A U.S. appeals court on Tuesday ruled that a 17-year-old illegal immigrant in federal custody in Texas should be able to obtain an abortion immediately despite the objections of President Donald Trump’s administration.
The U.S. Court of Appeals for the District of Columbia Circuit, on a 6-3 vote, overturned a decision by a three-judge panel of the same court last Friday that prevented the girl from having an immediate abortion. The administration still could ask the Supreme Court, which has a conservative majority, to hear the case.
The court split on ideological lines, with six Democratic-appointed judges in the majority and three Republican appointees dissenting.

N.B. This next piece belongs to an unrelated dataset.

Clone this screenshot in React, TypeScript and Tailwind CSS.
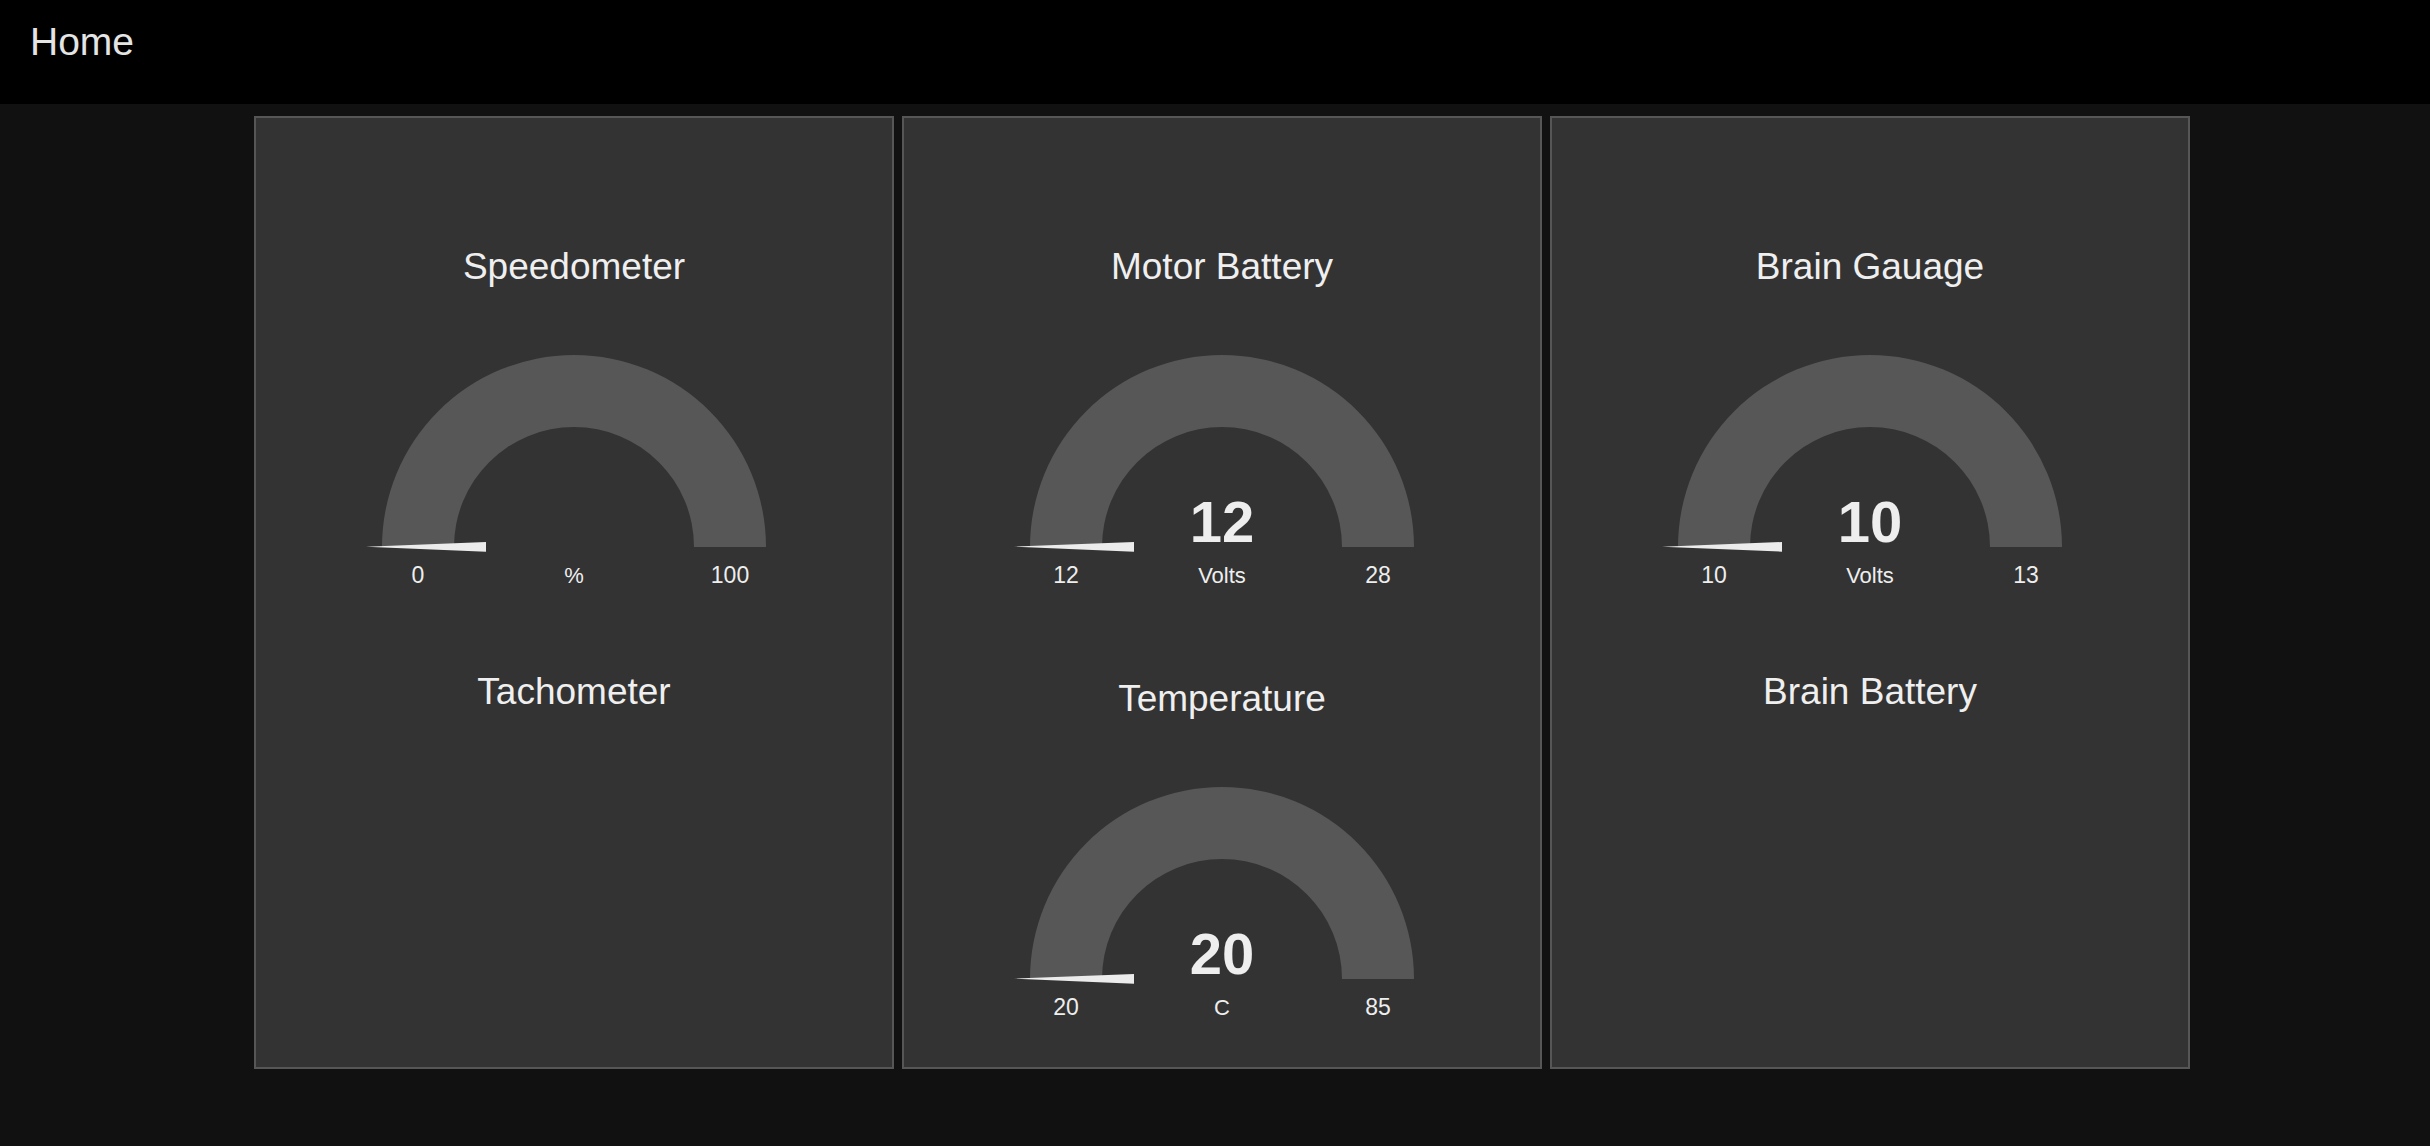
import React from "react";

const CX = 318;
const CY = 258;
const RO = 192;
const RI = 120;

const arcPath = `M ${CX - RO} ${CY} A ${RO} ${RO} 0 0 1 ${CX + RO} ${CY} L ${CX + RI} ${CY} A ${RI} ${RI} 0 0 0 ${CX - RI} ${CY} Z`;

type GaugeProps = { min: string; max: string; unit: string; value?: string };

function Gauge({ min, max, unit, value }: GaugeProps) {
  return (
    <svg width={636} height={310} viewBox="0 0 636 310" className="block">
      <path d={arcPath} fill="#575757" />
      <polygon points="110,257.7 230,253 230,262.7" fill="#ececec" />
      {value ? (
        <text x={CX} y={253} textAnchor="middle" fontSize={58} fontWeight="bold" fill="#eeeeee">
          {value}
        </text>
      ) : null}
      <text x={CX - 156} y={294} textAnchor="middle" fontSize={23} fill="#eeeeee">
        {min}
      </text>
      <text x={CX} y={294} textAnchor="middle" fontSize={22} fill="#eeeeee">
        {unit}
      </text>
      <text x={CX + 156} y={294} textAnchor="middle" fontSize={23} fill="#eeeeee">
        {max}
      </text>
    </svg>
  );
}

function Title({ children }: { children: React.ReactNode }) {
  return <div className="h-[44px] text-center text-[37px] leading-[44px] text-[#efefef]">{children}</div>;
}

function Card({ children }: { children: React.ReactNode }) {
  return (
    <div className="flex h-[953px] w-[640px] flex-col border-2 border-[#565656] bg-[#333333] pt-[127px]">
      {children}
    </div>
  );
}

export default function App() {
  return (
    <div className="min-h-screen bg-[#111111] font-['Liberation_Sans',Arial,sans-serif]">
      <header className="h-[104px] bg-black pl-[30px] pt-[20px]">
        <div className="text-[39px] leading-[44px] text-[#e4e4e4]">Home</div>
      </header>
      <main className="flex gap-2 pl-[254px] pt-3">
        <Card>
          <Title>Speedometer</Title>
          <Gauge min="0" max="100" unit="%" />
          <div className="mt-[71px]">
            <Title>Tachometer</Title>
          </div>
        </Card>
        <Card>
          <Title>Motor Battery</Title>
          <Gauge min="12" max="28" unit="Volts" value="12" />
          <div className="mt-[78px]">
            <Title>Temperature</Title>
          </div>
          <Gauge min="20" max="85" unit="C" value="20" />
        </Card>
        <Card>
          <Title>Brain Gauage</Title>
          <Gauge min="10" max="13" unit="Volts" value="10" />
          <div className="mt-[71px]">
            <Title>Brain Battery</Title>
          </div>
        </Card>
      </main>
    </div>
  );
}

The case involves the intersection of two divisive social issues on which Trump has taken a hard line: abortion and immigration. Among the issues the dispute raises is whether illegal immigrant women have the same rights to an abortion, as established by the Supreme Court, as U.S. residents.
In the decision on Friday, the three-judge panel ruled 2-1 that if the U.S. Department of Health and Human Services (HHS) signed off on a person who could act as her official U.S. sponsor, the girl “will be lawfully able, if she chooses, to obtain an abortion on her own,” without the government being involved.
The court on Tuesday threw out that decision and sent the case back to the district court judge to set a new timeline for when the teenager can obtain the abortion she requested.
In a concurring opinion, Judge Patricia Millett wrote that the decision “rights a grave constitutional wrong by the government.”
In a dissent, Judge Brett Kavanaugh said the court has embraced “a new right for unlawful immigrant minors in U.S. government detention to obtain immediate abortion on demand.”
The girl, whose nationality has not been disclosed, is currently detained in Texas and about 15 weeks pregnant. She entered the United States without any family in September and was immediately detained by U.S. authorities and placed in a shelter.
A federal judge in Washington last week ruled the abortion procedure could go ahead before the appeals court panel intervened.